Frustrated by two decades of fruitless peace talks, Abbas won Palestine's recognition by the U.N. General Assembly as a non-member state in 2012.

"IRRESPONSIBLE" ACTIVISTS

Palestinians say that move marked out their lands - Gaza, the occupied West Bank and East Jerusalem - as a state under occupation and not merely disputed territory.

Abbas hopes the move will gain him leverage outside the context of talks, which have so far failed to produce an independent state, but he has acceded to only 15 of a few dozen international conventions he is entitled to join.

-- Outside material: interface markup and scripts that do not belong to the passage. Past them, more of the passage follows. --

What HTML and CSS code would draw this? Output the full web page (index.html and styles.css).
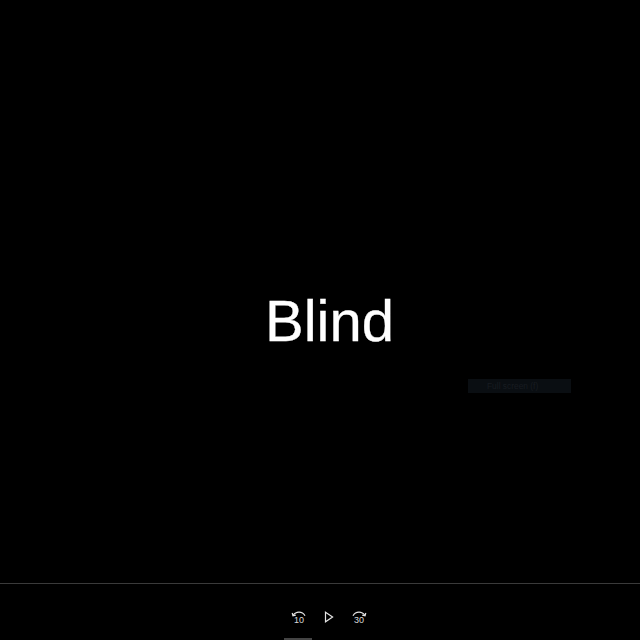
FILE: index.html
```html
<!DOCTYPE html>
<html lang="en">
<head>
<meta charset="utf-8">
<title>Blind</title>
<link rel="stylesheet" href="styles.css">
</head>
<body>
<div class="player">
  <main class="stage">
    <h1 class="title">Blind</h1>
    <div class="tip">Full screen (f)</div>
  </main>
  <footer class="bar">
    <div class="controls">
      <button class="ctl" aria-label="Back 10 seconds">
        <svg class="arc" viewBox="0 0 16 6" width="16" height="6"><path d="M2 4.6C3.6 2.2 5.8 1.2 8 1.2s4.6 1.1 6 3.6"/><path d="M1.2 2 2 4.8 4.8 4.2"/></svg>
        <span class="num">10</span>
      </button>
      <button class="ctl" aria-label="Play">
        <svg viewBox="0 0 10 12" width="10" height="12"><path d="M1.5 1.2 8.6 6 1.5 10.8Z"/></svg>
      </button>
      <button class="ctl" aria-label="Forward 30 seconds">
        <svg class="arc" viewBox="0 0 16 6" width="16" height="6"><path d="M14 4.6C12.4 2.2 10.2 1.2 8 1.2S3.4 2.3 2 4.8"/><path d="M14.8 2 14 4.8 11.2 4.2"/></svg>
        <span class="num">30</span>
      </button>
    </div>
    <div class="home"></div>
  </footer>
</div>
</body>
</html>
```
FILE: styles.css
```css
* { box-sizing: border-box; }
html, body { margin: 0; height: 100%; background: #000; }
.player { height: 640px; display: flex; flex-direction: column; font-family: "Liberation Sans", Arial, sans-serif; color: #fff; }
.stage { position: relative; flex: 1; display: flex; align-items: center; justify-content: center; padding: 58px 0 0 19px; }
.title { margin: 0; font-size: 58px; font-weight: 400; line-height: 1; -webkit-text-stroke: 0.3px #fff; }
.tip { position: absolute; left: 468px; top: 379px; width: 103px; height: 14px; padding-left: 19px; background: #0a0e12; color: #181c21; font-size: 8.4px; line-height: 14px; }
.bar { height: 57px; border-top: 1px solid #3a3a3a; display: flex; flex-direction: column; align-items: center; position: relative; }
.controls { display: flex; gap: 6px; margin-top: 21px; margin-left: 18px; }
.ctl { width: 24px; height: 24px; padding: 0; border: 0; background: none; color: #e4e4e4; display: flex; flex-direction: column; align-items: center; justify-content: center; }
.ctl svg { fill: none; stroke: currentColor; stroke-width: 1.2; }
.num { font: 9px/8px "Liberation Sans", Arial, sans-serif; color: #d8d8d8; margin-top: -1px; }
.home { position: absolute; bottom: 0; left: 284px; width: 28px; height: 2px; background: #444; }
```
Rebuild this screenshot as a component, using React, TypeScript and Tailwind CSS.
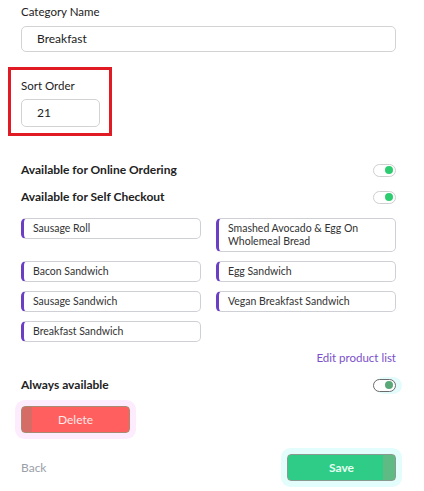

He has so far refrained from approaching the ICC, where he may eventually be able to advance cases against Israeli officials for alleged war crimes and the construction of Jewish settlements deemed illegal by most countries.

The Palestinians' top peace negotiator Saeb Erekat welcomed the statement but gave no indication of whether the Abbas government would seek to join the court.

Israeli foreign ministry spokesman Yigal Palmor said the call was naive and would undermine peace efforts.

"There's very little human rights in all this. Only trigger- happy and irresponsible self-proclaimed activists who do not want to see the Palestinians or Israelis take the arduous and difficult road of trying to negotiate a compromise, but rather keep on fighting for the amusement of the crowds," he said.